News of the Day (October 31 - Happy Halloween!)

Communist China has responded to international outrage at North Korea by increasing aid: The U.S.-China Economic Security Review Commission has found that Communist China has "contributed at least indirectly to North Korea's nuclear program" (Bill Gertz, Washington Times). Moreover, the Communist regime "has actually increased its assistance and trade with North Korea" (emphasis added) as the rest of the world was pushing Beijing to rein in its Korean colony. Meanwhile, "North Korean front companies operate freely in China and have used China as a transit point for trade in missile and nuclear components."

From the China Freedom Blog Alliance: One Free Korea unearths evidence of Communist Chinese involvement in the spy scandal roiling South Korea. OFK also excerpts a New York Times column by former Czech President Vaclav Havel, Holocaust survivor Elie Wiesel, and former Norwegian Prime Minister Kjell Magne Bondevik slamming Stalinist North Korea as "one of the most egregious human-rights and humanitarian disasters in the world today."

More on Stalinist North Korea: The Stalinists decide its time to extort Washington again - ahem - return to the six-party nuclear talks (BBC). Assistant Secretary of State Christopher Hill cites Australia's role in the SNK issue (China Confidential via Epoch Times). South Korean anti-Communists hold a rally calling for an investigation of the aforementioned spy scandal (United Press International via Washington Times). South Korea's dovish Unification Minister wants a Roh-Kim summit (UPI via Washington Times). Daily NK interviews the new Chairman of the South Korean's National Human Rights Commission.

U.S. wants al Qaeda anthrax researcher - but Pakistan protects him: Abdul Rauf, a Pakistani anthrax expert who reported directly to al Qaeda's Ayman al-Zawahiri, is a free man in Pakistan today, because the Musharraf regime chose to let him go rather than hand him over to the U.S. Thanks to Pakistan's decision, as one American official put it, "the chances of getting him into the United States are slim to none" (UPI via Washington Times).

On Middle Eastern Proxy Number One: Michael Evans (World Net Daily) echoes Michael Ledeen's exasperation (fourth item) with those who refuse to acknowledge the mullahcracy's role in supporting anti-American terrorists in Iraq. Daniel Pipes (Cybercast News) notes that time is running out regarding the mullahs' nuclear ambitions.

Anti-Communist declares Presidential campaign: Congressman Duncan Hunter "is starting the process of seeking the presidency in 2008" (Washington Post). Hunter is easily one of the best anti-Communists in Washington, and would have topped this corner's summer survey of candidates if it had been known he was running.

More on Communist China and the United States: The Bush Administration "has welcomed China's request for closer military links with its South East Asian neighbors" (BBC). Meanwhile, Microsoft and Cisco defend their cowardly behavior toward Communist China (BBC). Run, Duncan, run!

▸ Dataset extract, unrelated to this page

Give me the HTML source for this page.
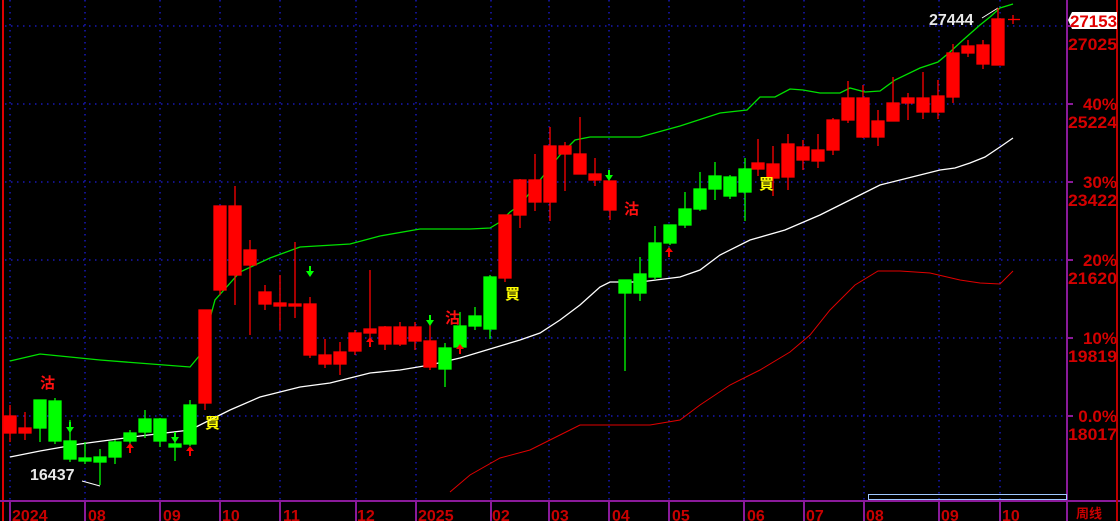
<!DOCTYPE html>
<html><head><meta charset="utf-8"><style>
html,body{margin:0;padding:0;background:#000;width:1120px;height:521px;overflow:hidden}
svg{display:block}
text{font-family:"Liberation Sans","Noto Sans CJK SC",sans-serif;font-weight:bold}
</style></head><body>
<svg width="1120" height="521" viewBox="0 0 1120 521" xmlns="http://www.w3.org/2000/svg">
<rect width="1120" height="521" fill="#000"/>
<line x1="3" y1="0" x2="3" y2="521" stroke="#e00000" stroke-width="2"/>
<g stroke="#1c1cd8" stroke-width="1.3" stroke-dasharray="1.5,4.5">
<line x1="5" y1="26" x2="1066" y2="26"/><line x1="5" y1="104" x2="1066" y2="104"/><line x1="5" y1="182" x2="1066" y2="182"/><line x1="5" y1="260" x2="1066" y2="260"/><line x1="5" y1="338" x2="1066" y2="338"/><line x1="5" y1="416" x2="1066" y2="416"/>
<line x1="10" y1="0" x2="10" y2="500"/><line x1="85" y1="0" x2="85" y2="500"/><line x1="160" y1="0" x2="160" y2="500"/><line x1="220" y1="0" x2="220" y2="500"/><line x1="280" y1="0" x2="280" y2="500"/><line x1="356" y1="0" x2="356" y2="500"/><line x1="416" y1="0" x2="416" y2="500"/><line x1="491" y1="0" x2="491" y2="500"/><line x1="549" y1="0" x2="549" y2="500"/><line x1="609" y1="0" x2="609" y2="500"/><line x1="669" y1="0" x2="669" y2="500"/><line x1="744" y1="0" x2="744" y2="500"/><line x1="804" y1="0" x2="804" y2="500"/><line x1="864" y1="0" x2="864" y2="500"/><line x1="939" y1="0" x2="939" y2="500"/><line x1="1000" y1="0" x2="1000" y2="500"/>
</g>
<line x1="1067" y1="0" x2="1067" y2="521" stroke="#8a1a9a" stroke-width="2"/>
<line x1="0" y1="501" x2="1120" y2="501" stroke="#8a1a9a" stroke-width="2"/>
<line x1="1117" y1="0" x2="1117" y2="521" stroke="#c00000" stroke-width="2"/>
<g stroke="#8a1a9a" stroke-width="2"><line x1="1067" y1="26" x2="1073" y2="26"/><line x1="1067" y1="104" x2="1073" y2="104"/><line x1="1067" y1="182" x2="1073" y2="182"/><line x1="1067" y1="260" x2="1073" y2="260"/><line x1="1067" y1="338" x2="1073" y2="338"/><line x1="1067" y1="416" x2="1073" y2="416"/>
<line x1="10" y1="502" x2="10" y2="521"/><line x1="85" y1="502" x2="85" y2="521"/><line x1="160" y1="502" x2="160" y2="521"/><line x1="220" y1="502" x2="220" y2="521"/><line x1="280" y1="502" x2="280" y2="521"/><line x1="356" y1="502" x2="356" y2="521"/><line x1="416" y1="502" x2="416" y2="521"/><line x1="491" y1="502" x2="491" y2="521"/><line x1="549" y1="502" x2="549" y2="521"/><line x1="609" y1="502" x2="609" y2="521"/><line x1="669" y1="502" x2="669" y2="521"/><line x1="744" y1="502" x2="744" y2="521"/><line x1="804" y1="502" x2="804" y2="521"/><line x1="864" y1="502" x2="864" y2="521"/><line x1="939" y1="502" x2="939" y2="521"/><line x1="1000" y1="502" x2="1000" y2="521"/><line x1="1067" y1="502" x2="1067" y2="521"/></g>
<rect x="868.5" y="494.5" width="198" height="5" fill="none" stroke="#a0c8ff" stroke-width="1"/>

<polyline fill="none" stroke="#00e000" stroke-width="1.3" points="10,361 40,354 100,360 190,367 200,355 215,300 240,272 270,258 300,247 350,244 380,236 420,229 470,229 490,228 500,222 510,212 520,205 540,180 560,155 575,140 590,137 640,137 680,126 720,113 747,110 760,97 775,97 790,89 803,90 820,93 840,93 850,88 865,92 880,91 895,80 920,68 938,62 950,52 963,40 980,25 990,17 1000,8 1013,4"/>
<polyline fill="none" stroke="#ffffff" stroke-width="1.3" points="10,457 40,451 80,444 140,436 190,430 230,410 260,397 300,387 330,383 370,373 400,370 430,365 460,358 480,352 500,346 520,340 540,333 560,320 580,305 600,287 610,282 640,282 680,277 700,270 720,255 750,240 785,230 820,215 860,195 880,185 900,180 920,175 940,170 955,168 970,163 985,157 1000,147 1013,138"/>
<polyline fill="none" stroke="#e00000" stroke-width="1" points="450,492 470,475 500,458 530,450 560,435 580,425 600,425 650,425 680,420 700,405 730,385 760,370 790,352 810,335 830,310 855,285 878,271 900,271 930,273 960,280 980,283 1000,284 1013,271"/>
<polyline fill="none" stroke="#ffffff" stroke-width="1" points="82,481 100,486"/>
<polyline fill="none" stroke="#ffffff" stroke-width="1" points="982,18 998,8"/>

<g stroke="#ff0000" fill="#ff0000" stroke-width="1.3">
<line x1="10" y1="405" x2="10" y2="442"/><rect x="4" y="416" width="12" height="17"/>
<line x1="25" y1="412" x2="25" y2="440"/><rect x="19" y="428" width="12" height="5"/>
<line x1="205" y1="310" x2="205" y2="410"/><rect x="199" y="310" width="12" height="93"/>
<line x1="220" y1="206" x2="220" y2="295"/><rect x="214" y="206" width="12" height="84"/>
<line x1="235" y1="186" x2="235" y2="305"/><rect x="229" y="206" width="12" height="69"/>
<line x1="250" y1="240" x2="250" y2="335"/><rect x="244" y="250" width="12" height="15"/>
<line x1="265" y1="285" x2="265" y2="310"/><rect x="259" y="292" width="12" height="12"/>
<line x1="280" y1="275" x2="280" y2="330"/><rect x="274" y="303" width="12" height="3"/>
<line x1="295" y1="242" x2="295" y2="318"/><rect x="289" y="304" width="12" height="2"/>
<line x1="310" y1="297" x2="310" y2="358"/><rect x="304" y="304" width="12" height="51"/>
<line x1="325" y1="339" x2="325" y2="368"/><rect x="319" y="355" width="12" height="9"/>
<line x1="340" y1="342" x2="340" y2="375"/><rect x="334" y="352" width="12" height="12"/>
<line x1="355" y1="330" x2="355" y2="355"/><rect x="349" y="333" width="12" height="18"/>
<line x1="370" y1="270" x2="370" y2="345"/><rect x="364" y="329" width="12" height="4"/>
<line x1="385" y1="326" x2="385" y2="350"/><rect x="379" y="327" width="12" height="17"/>
<line x1="400" y1="322" x2="400" y2="346"/><rect x="394" y="327" width="12" height="17"/>
<line x1="415" y1="322" x2="415" y2="350"/><rect x="409" y="327" width="12" height="14"/>
<line x1="430" y1="319" x2="430" y2="370"/><rect x="424" y="341" width="12" height="26"/>
<line x1="505" y1="215" x2="505" y2="282"/><rect x="499" y="215" width="12" height="63"/>
<line x1="520" y1="179" x2="520" y2="228"/><rect x="514" y="180" width="12" height="35"/>
<line x1="535" y1="154" x2="535" y2="211"/><rect x="529" y="180" width="12" height="22"/>
<line x1="550" y1="127" x2="550" y2="221"/><rect x="544" y="146" width="12" height="56"/>
<line x1="565" y1="142" x2="565" y2="191"/><rect x="559" y="146" width="12" height="8"/>
<line x1="580" y1="117" x2="580" y2="174"/><rect x="574" y="154" width="12" height="20"/>
<line x1="595" y1="158" x2="595" y2="186"/><rect x="589" y="174" width="12" height="6"/>
<line x1="610" y1="181" x2="610" y2="220"/><rect x="604" y="181" width="12" height="29"/>
<line x1="758" y1="139" x2="758" y2="176"/><rect x="752" y="163" width="12" height="6"/>
<line x1="773" y1="146" x2="773" y2="196"/><rect x="767" y="164" width="12" height="14"/>
<line x1="788" y1="134" x2="788" y2="190"/><rect x="782" y="144" width="12" height="33"/>
<line x1="803" y1="140" x2="803" y2="170"/><rect x="797" y="147" width="12" height="13"/>
<line x1="818" y1="134" x2="818" y2="168"/><rect x="812" y="150" width="12" height="11"/>
<line x1="833" y1="118" x2="833" y2="155"/><rect x="827" y="120" width="12" height="30"/>
<line x1="848" y1="81" x2="848" y2="123"/><rect x="842" y="98" width="12" height="22"/>
<line x1="863" y1="85" x2="863" y2="138"/><rect x="857" y="98" width="12" height="39"/>
<line x1="878" y1="110" x2="878" y2="146"/><rect x="872" y="121" width="12" height="16"/>
<line x1="893" y1="77" x2="893" y2="120"/><rect x="887" y="103" width="12" height="18"/>
<line x1="908" y1="93" x2="908" y2="120"/><rect x="902" y="98" width="12" height="5"/>
<line x1="923" y1="72" x2="923" y2="119"/><rect x="917" y="98" width="12" height="14"/>
<line x1="938" y1="80" x2="938" y2="119"/><rect x="932" y="96" width="12" height="16"/>
<line x1="953" y1="44" x2="953" y2="103"/><rect x="947" y="53" width="12" height="44"/>
<line x1="968" y1="40" x2="968" y2="57"/><rect x="962" y="46" width="12" height="7"/>
<line x1="983" y1="40" x2="983" y2="69"/><rect x="977" y="45" width="12" height="19"/>
<line x1="998" y1="8" x2="998" y2="65"/><rect x="992" y="19" width="12" height="46"/>
<line x1="1013" y1="15" x2="1013" y2="24"/><line x1="1008" y1="19.5" x2="1020" y2="19.5"/>
</g>
<g stroke="#00ff00" fill="#00ff00" stroke-width="1.3">
<line x1="40" y1="400" x2="40" y2="442"/><rect x="34" y="400" width="12" height="28"/>
<line x1="55" y1="398" x2="55" y2="444"/><rect x="49" y="401" width="12" height="40"/>
<line x1="70" y1="420" x2="70" y2="462"/><rect x="64" y="441" width="12" height="18"/>
<line x1="85" y1="442" x2="85" y2="464"/><rect x="79" y="458" width="12" height="3"/>
<line x1="100" y1="449" x2="100" y2="485"/><rect x="94" y="457" width="12" height="5"/>
<line x1="115" y1="440" x2="115" y2="464"/><rect x="109" y="442" width="12" height="15"/>
<line x1="130" y1="430" x2="130" y2="444"/><rect x="124" y="433" width="12" height="8"/>
<line x1="145" y1="410" x2="145" y2="438"/><rect x="139" y="419" width="12" height="13"/>
<line x1="160" y1="418" x2="160" y2="447"/><rect x="154" y="419" width="12" height="22"/>
<line x1="175" y1="432" x2="175" y2="461"/><rect x="169" y="444" width="12" height="3"/>
<line x1="190" y1="400" x2="190" y2="446"/><rect x="184" y="405" width="12" height="39"/>
<line x1="445" y1="343" x2="445" y2="387"/><rect x="439" y="348" width="12" height="21"/>
<line x1="460" y1="312" x2="460" y2="352"/><rect x="454" y="326" width="12" height="21"/>
<line x1="475" y1="307" x2="475" y2="330"/><rect x="469" y="316" width="12" height="10"/>
<line x1="490" y1="275" x2="490" y2="339"/><rect x="484" y="277" width="12" height="52"/>
<line x1="625" y1="280" x2="625" y2="371"/><rect x="619" y="280" width="12" height="13"/>
<line x1="640" y1="257" x2="640" y2="301"/><rect x="634" y="274" width="12" height="19"/>
<line x1="655" y1="226" x2="655" y2="280"/><rect x="649" y="243" width="12" height="34"/>
<line x1="670" y1="225" x2="670" y2="245"/><rect x="664" y="225" width="12" height="18"/>
<line x1="685" y1="192" x2="685" y2="228"/><rect x="679" y="209" width="12" height="16"/>
<line x1="700" y1="172" x2="700" y2="211"/><rect x="694" y="189" width="12" height="20"/>
<line x1="715" y1="162" x2="715" y2="200"/><rect x="709" y="176" width="12" height="13"/>
<line x1="730" y1="175" x2="730" y2="199"/><rect x="724" y="177" width="12" height="19"/>
<line x1="745" y1="158" x2="745" y2="221"/><rect x="739" y="169" width="12" height="23"/>
</g>
<g fill="#00ff00"><path d="M66,427h8l-4,6z"/><rect x="69" y="422" width="2" height="6"/>
<path d="M171,437h8l-4,6z"/><rect x="174" y="432" width="2" height="6"/>
<path d="M306,271h8l-4,6z"/><rect x="309" y="266" width="2" height="6"/>
<path d="M426,320h8l-4,6z"/><rect x="429" y="315" width="2" height="6"/>
<path d="M605,175h8l-4,6z"/><rect x="608" y="170" width="2" height="6"/></g>
<g fill="#ff0000"><path d="M126,448h8l-4,-5z"/><rect x="129" y="447" width="2" height="6"/>
<path d="M186,451h8l-4,-5z"/><rect x="189" y="450" width="2" height="6"/>
<path d="M366,342h8l-4,-5z"/><rect x="369" y="341" width="2" height="6"/>
<path d="M456,349h8l-4,-5z"/><rect x="459" y="348" width="2" height="6"/>
<path d="M665,252h8l-4,-5z"/><rect x="668" y="251" width="2" height="6"/></g>
<g font-size="15" fill="#ff1010">
<text x="40" y="388">沽</text><text x="445" y="323">沽</text><text x="624" y="214">沽</text></g>
<g font-size="15" fill="#ffff00">
<text x="205" y="428">買</text><text x="505" y="299">買</text><text x="759" y="189">買</text></g>
<text x="30" y="480" font-size="16" fill="#e8e8e8">16437</text>
<text x="929" y="25" font-size="16" fill="#e8e8e8">27444</text>
<g font-size="17" fill="#d40000" text-anchor="end" textLength="49">
<text x="1117" y="50" textLength="49" lengthAdjust="spacingAndGlyphs">27025</text>
<text x="1117" y="110">40%</text><text x="1117" y="128" textLength="49" lengthAdjust="spacingAndGlyphs">25224</text>
<text x="1117" y="188">30%</text><text x="1117" y="206" textLength="49" lengthAdjust="spacingAndGlyphs">23422</text>
<text x="1117" y="266">20%</text><text x="1117" y="284" textLength="49" lengthAdjust="spacingAndGlyphs">21620</text>
<text x="1117" y="344">10%</text><text x="1117" y="362" textLength="49" lengthAdjust="spacingAndGlyphs">19819</text>
<text x="1117" y="422">0.0%</text><text x="1117" y="440" textLength="49" lengthAdjust="spacingAndGlyphs">18017</text>
</g>
<path d="M1068,20 l4,-8 h45 v17 h-45z" fill="#fff"/>
<text x="1117" y="27" font-size="17" fill="#e00000" text-anchor="end" textLength="47" lengthAdjust="spacingAndGlyphs">27153</text>
<g font-size="16" fill="#c80000">
<text x="12" y="521">2024</text><text x="88" y="521">08</text><text x="163" y="521">09</text><text x="222" y="521">10</text><text x="283" y="521">11</text><text x="357" y="521">12</text><text x="418" y="521">2025</text><text x="492" y="521">02</text><text x="551" y="521">03</text><text x="612" y="521">04</text><text x="672" y="521">05</text><text x="747" y="521">06</text><text x="806" y="521">07</text><text x="866" y="521">08</text><text x="941" y="521">09</text><text x="1002" y="521">10</text>
<text x="1076" y="518" font-size="13">周线</text></g>
</svg>
</body></html>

Communists to build railroad in Nigeria: The Communists will be paid $8 billion for building the railroad; a large chunk of the money will come from an earlier Communist loan to Nigeria (BBC).

Even organ recipients in Communist China are dying: The legacy of Communist organ harvesting took an unusual twist with this Epoch Times report: "Doctors from hospitals in Shanghai and Zhenjiang City, Jiangsu Province convinced healthy people to accept joint heart and lung transplantation surgery so the surgeons could practice their skills and complete their training." One of the patients is now dead.

Communists remove death penalty decisions from lower courts: Now only the top Communist court supposedly can execute prisoners (BBC).